It seems that taking some time away from the media spotlight has done Julia Gillard some good, with her popularity increasing in the recent Newspoll, gaining a big five-point swing to Labor.
This puts the Gillard government in a somewhat comfortable position in comparison to previous Newspolls, which haven’t been so kind. Current stats prove that Labor are now neck-and-neck with the Coalition, sitting at a fifty percent deadlock for the first time since March last year.
The latest information begs the question: do constant media appearances really do more damage than good?
It may just be a coincidence that Gillard’s popularity has increased since she has been down and out with the recent passing of her father; or there may be a link between the unusually quite Gillard and our nations recent change of heart.
We’ve all heard of the expression ‘any publicity is good publicity’, but perhaps this doesn’t apply to those in politics. Gillard makes constant media appearances, almost daily in fact, to comment on a certain issue or to promote a particular idea, however, one of Labor’s biggest problems is that the Australian public don’t believe that enough is being done. It’s a classic case of putting your money where your mouth is, and let’s face it; Gillard struggles with this certain facet.

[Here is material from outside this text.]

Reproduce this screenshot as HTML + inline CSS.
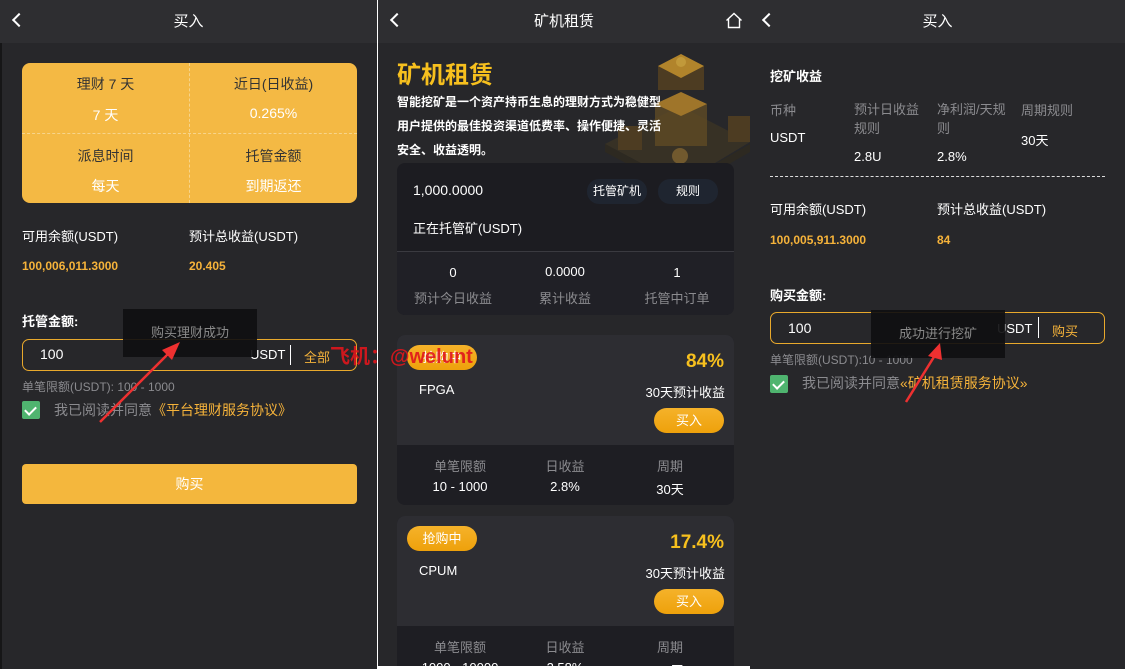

It’s a unique time for politics, with social media sites such as Facebook and Twitter dominating a large portion of our lives. A political leader without a good understanding of the use of Twitter would have a hard time making an impression on Gen Y, so therefore its importance is not being downplayed in the ever-changing political landscape, however, maybe, just maybe, taking a step away from the media spotlight could do some good for the Gillard government.
So perhaps, instead of being ever-present in the media landscape, it might work out in Gillard’s favour to take a step back so we are not constantly reminded of her failings, but rather let her successful policies do the talking.